21 new flu deaths in North Carolina; 67 total for the season

Rebecca Gillespie
Biologist Rebecca Gillespie holds a vial of flu-fighting antibodies at the Vaccine Research Center at the National Institutes of Health, Tuesday, Dec. 19, 2017, in Bethesda, Md. Despite 100 years of science, the flu virus too often beats our best defenses because it constantly mutates. (AP Photo/Carolyn Kaster)

RALEIGH, N.C. (WNCN) — On Thursday the State Health Department revealed the flu claimed the lives of 21 people in the past week, bringing the total deaths in North Carolina to 67 this flu season.

At least one doctor thinks this year’s flu season could get worse before it gets better.

Jessica Dixon, the interim director of infection prevention at Wake Med Health and Hospitals, says the flu has reached an epidemic level.

Dixon said this week Wake Med hit a record number of flu tests.

“On Monday our lab ran the most flu tests they’ve ever run in a single day. We had over 200 tests run,” she said.

Dixon says the incubation period for the flu is one to four days. In the four days prior to Monday, many people were home from work of school because of the snow storm. Which is why Dixon thinks more cases of the flu could develop now that people are back into their normal schedules.

“People weren’t even around each other that much, and yet we are seeing record amounts of flu. So I’m interested to see what will happen in the next week or so as people have come back to work, and back to school,” said Dixon. “It would not surprise me if we don’t see even more flu next week.”

One of the best ways to protect yourself is to get a flu shot. With roughly 12 weeks of flu season left, Dixon says there is still time to get vaccinated.
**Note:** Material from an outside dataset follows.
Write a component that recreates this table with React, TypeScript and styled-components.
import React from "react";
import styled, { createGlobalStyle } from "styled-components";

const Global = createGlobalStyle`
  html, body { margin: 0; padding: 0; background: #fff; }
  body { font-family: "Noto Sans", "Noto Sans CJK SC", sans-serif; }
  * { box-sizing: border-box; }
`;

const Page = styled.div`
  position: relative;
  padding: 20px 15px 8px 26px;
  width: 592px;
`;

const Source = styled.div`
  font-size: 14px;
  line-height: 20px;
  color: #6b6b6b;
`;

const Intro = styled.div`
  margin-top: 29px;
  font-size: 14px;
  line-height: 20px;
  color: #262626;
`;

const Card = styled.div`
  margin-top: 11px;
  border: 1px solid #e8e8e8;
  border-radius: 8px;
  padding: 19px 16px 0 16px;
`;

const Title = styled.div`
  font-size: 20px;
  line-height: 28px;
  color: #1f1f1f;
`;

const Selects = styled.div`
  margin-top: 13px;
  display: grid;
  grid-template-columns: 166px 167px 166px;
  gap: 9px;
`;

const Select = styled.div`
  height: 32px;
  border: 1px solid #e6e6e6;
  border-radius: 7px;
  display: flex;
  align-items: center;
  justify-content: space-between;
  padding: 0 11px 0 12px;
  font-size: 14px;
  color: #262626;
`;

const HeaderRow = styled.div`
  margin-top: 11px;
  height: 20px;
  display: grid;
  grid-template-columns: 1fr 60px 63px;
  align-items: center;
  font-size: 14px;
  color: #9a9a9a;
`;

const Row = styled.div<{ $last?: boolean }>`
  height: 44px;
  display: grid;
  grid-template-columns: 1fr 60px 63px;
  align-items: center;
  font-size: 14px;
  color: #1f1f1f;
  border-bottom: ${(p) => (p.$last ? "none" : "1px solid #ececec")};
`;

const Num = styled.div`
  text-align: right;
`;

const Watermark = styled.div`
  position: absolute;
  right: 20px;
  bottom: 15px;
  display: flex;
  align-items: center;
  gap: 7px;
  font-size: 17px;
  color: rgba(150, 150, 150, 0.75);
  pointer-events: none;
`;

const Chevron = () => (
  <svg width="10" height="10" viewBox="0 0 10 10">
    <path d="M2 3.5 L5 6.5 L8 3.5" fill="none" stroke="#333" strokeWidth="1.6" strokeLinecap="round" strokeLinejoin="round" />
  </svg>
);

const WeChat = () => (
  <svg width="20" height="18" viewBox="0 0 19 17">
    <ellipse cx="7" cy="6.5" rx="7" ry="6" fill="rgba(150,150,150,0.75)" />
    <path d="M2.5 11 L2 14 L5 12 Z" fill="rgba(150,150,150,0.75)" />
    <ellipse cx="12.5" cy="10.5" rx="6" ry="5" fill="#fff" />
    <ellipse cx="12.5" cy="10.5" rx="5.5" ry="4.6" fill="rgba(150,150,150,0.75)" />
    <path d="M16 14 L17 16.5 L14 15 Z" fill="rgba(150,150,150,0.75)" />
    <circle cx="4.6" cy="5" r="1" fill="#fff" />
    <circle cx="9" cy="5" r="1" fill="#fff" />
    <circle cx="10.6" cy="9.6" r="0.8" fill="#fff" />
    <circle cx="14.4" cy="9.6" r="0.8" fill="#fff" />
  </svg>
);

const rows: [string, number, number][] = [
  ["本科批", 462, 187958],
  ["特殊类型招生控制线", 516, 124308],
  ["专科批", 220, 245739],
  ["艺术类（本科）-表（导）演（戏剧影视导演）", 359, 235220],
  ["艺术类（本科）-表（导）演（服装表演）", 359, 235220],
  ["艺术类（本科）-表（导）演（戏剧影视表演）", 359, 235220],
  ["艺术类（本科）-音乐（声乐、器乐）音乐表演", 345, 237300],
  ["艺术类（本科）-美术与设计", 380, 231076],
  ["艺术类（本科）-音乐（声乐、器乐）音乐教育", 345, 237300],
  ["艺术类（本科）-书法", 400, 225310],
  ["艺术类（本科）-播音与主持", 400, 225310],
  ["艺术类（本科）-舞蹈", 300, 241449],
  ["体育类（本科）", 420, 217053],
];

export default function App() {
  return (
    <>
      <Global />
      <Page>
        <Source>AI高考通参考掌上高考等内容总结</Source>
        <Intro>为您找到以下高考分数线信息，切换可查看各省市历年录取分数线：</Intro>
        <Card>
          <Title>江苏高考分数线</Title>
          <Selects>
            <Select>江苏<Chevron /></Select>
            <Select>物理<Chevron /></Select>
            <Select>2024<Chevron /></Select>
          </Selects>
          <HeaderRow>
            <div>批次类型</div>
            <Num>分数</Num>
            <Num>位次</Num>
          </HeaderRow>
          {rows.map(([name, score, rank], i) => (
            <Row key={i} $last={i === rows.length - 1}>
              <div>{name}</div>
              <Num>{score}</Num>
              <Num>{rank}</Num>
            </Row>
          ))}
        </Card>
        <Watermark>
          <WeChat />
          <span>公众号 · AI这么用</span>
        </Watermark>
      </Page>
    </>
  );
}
“You have to remember that it takes two weeks for it to come to full effect. If you get it today, it is not going to protect you from your kid who started coughing last night, but certainly it’s not too late,” said Dixon.

Although Dixon says some doctors offices and clinics have run out of the vaccine Wake Med has not. Another way to safe guard against the flu; washing your hands.
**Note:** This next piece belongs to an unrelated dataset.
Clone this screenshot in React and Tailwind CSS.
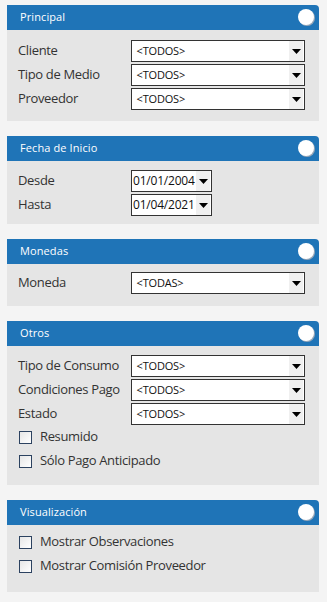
import React from 'react';

const font = { fontFamily: '"Open Sans", "Liberation Sans", sans-serif' };

function Panel({ title, children }) {
  return (
    <div className="w-[312px]">
      <div className="h-[25px] bg-[#1f74b7] rounded-tr-[4px] flex items-center justify-between pl-[13px] pr-[5px]">
        <span className="text-[11px] text-white tracking-[0.1px]">{title}</span>
        <span className="w-[16px] h-[16px] rounded-full bg-white shadow-[1px_1px_0_#9aa8b8] mb-[2px]"></span>
      </div>
      <div className="bg-[#e5e5e5] pl-[11px] pr-[14px]">{children}</div>
    </div>
  );
}

function Arrow() {
  return (
    <span className="w-[14px] h-full bg-[#f0f0f0] flex items-center justify-center">
      <svg width="9" height="5" viewBox="0 0 9 5"><path d="M0 0h9L4.5 5z" fill="#000" /></svg>
    </span>
  );
}

function Select({ value }) {
  return (
    <div className="w-[175px] h-[22px] border border-[#333] bg-white flex items-center justify-between pr-[1px]">
      <span className="text-[11px] text-[#111] pl-[5px] tracking-[-0.2px]">{value}</span>
      <Arrow />
    </div>
  );
}

function DateSelect({ value }) {
  return (
    <div className="w-[81px] h-[22px] border border-[#333] bg-white flex items-center justify-between pr-[1px]">
      <span className="text-[12px] text-[#111] pl-[1px] tracking-[-0.2px]">{value}</span>
      <Arrow />
    </div>
  );
}

function Row({ label, children }) {
  return (
    <div className="flex items-center h-[22px]">
      <span className="w-[113px] text-[13px] text-[#333] tracking-[-0.35px]">{label}</span>
      {children}
    </div>
  );
}

function Check({ label }) {
  return (
    <div className="flex items-center h-[24px]">
      <span className="w-[13px] h-[13px] border border-[#2c4260] bg-gradient-to-br from-[#e6e6e6] to-white ml-[1px]"></span>
      <span className="ml-[8px] text-[13px] text-[#333] tracking-[-0.35px]">{label}</span>
    </div>
  );
}

export default function App() {
  return (
    <div className="min-h-screen w-[327px] bg-[#f4f4f4] pt-[5px] pl-[7px] flex flex-col gap-[15px]" style={font}>
      <Panel title="Principal">
        <div className="pt-[10px] pb-[11px] flex flex-col gap-[2px]">
          <Row label="Cliente"><Select value="<TODOS>" /></Row>
          <Row label="Tipo de Medio"><Select value="<TODOS>" /></Row>
          <Row label="Proveedor"><Select value="<TODOS>" /></Row>
        </div>
      </Panel>

      <Panel title="Fecha de Inicio">
        <div className="pt-[9px] pb-[8px] flex flex-col gap-[2px]">
          <Row label="Desde"><DateSelect value="01/01/2004" /></Row>
          <Row label="Hasta"><DateSelect value="01/04/2021" /></Row>
        </div>
      </Panel>

      <Panel title="Monedas">
        <div className="pt-[8px] pb-[12px]">
          <Row label="Moneda"><Select value="<TODAS>" /></Row>
        </div>
      </Panel>

      <Panel title="Otros">
        <div className="pt-[9px] pb-[12px]">
          <div className="flex flex-col gap-[2px]">
            <Row label="Tipo de Consumo"><Select value="<TODOS>" /></Row>
            <Row label="Condiciones Pago"><Select value="<TODOS>" /></Row>
            <Row label="Estado"><Select value="<TODOS>" /></Row>
          </div>
          <Check label="Resumido" />
          <Check label="Sólo Pago Anticipado" />
        </div>
      </Panel>

      <Panel title="Visualización">
        <div className="pt-[5px] pb-[14px]">
          <Check label="Mostrar Observaciones" />
          <Check label="Mostrar Comisión Proveedor" />
        </div>
      </Panel>
    </div>
  );
}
Dixon says it’s also a good idea to avoid people who are sick, and if you are sick, you should stay away from other people. She says adults can be contagious up to a week after being diagnosed, and children can remain contagious even longer.

“I can’t stress that enough. If you’ve been sick, don’t rush back to work, or rush the kids back to school. You need to stay home at least 24 and really a good 48 hours after you have resolution of your fever,” Dixon said.

Here in North Carolina, most of the victims who have died of the flu have been over the age of 65.

“I’m really concerned about how many people are opting not to vaccinate. Being vaccinated is going to assure you to have at least a shorter duration of illness and probably a milder flu,” said Dr. Jennifer Dumas with American Family Care.

Even though it’s recommended you get a flu shot, health officials say this year’s vaccine is, at most, 30 percent effective.

Some local hospitals have released the number of confirmed flu cases they’ve seen over the past few weeks:

UNC Hospital in Chapel Hill:

For the week of Jan. 7-13, there were 126 lab-confirmed cases of flu at UNC Hospitals, not including UNC REX.
For the previous week of Dec. 31, 2017 – Jan. 6, there were 86 lab-confirmed cases.

WakeMed:

There have been 943 positive flu tests since the beginning of the year (Jan. 1-23).

  • Jan. 1-10: 257 positive flu tests
  • Jan. 11-20: 491 positive flu tests, which was a 91 percent increase compared to the previous 10 day period (Jan. 1-10)
  • January 21-23: 195 positive flu tests

Rex Hospital:

A total of 706 patients have been treated for the flu at Rex facilities – 538 at REX Express Cares across Wake County and 168 at UNC REX Emergency Department.

  • Jan. 1-10: 202
  • Jan. 11-20: 371
  • Jan. 21-23: 134

Womack Army Medical Center:

There have been 116 positive flu results this month, compared to 31 in January 2017.

  • Jan. 1-10: 35
  • Jan. 11-20: 54
  • Jan. 21-23: 27

Womack released this statement to CBS North Carolina regarding the jump from last January to this January:

…while the numbers seem higher, it should be taken into account that there is a lot more awareness and coverage of the flu, so the increase could also be reflecting more people going in, getting care and getting tested for the flu instead of just toughing it out on their couches at home.”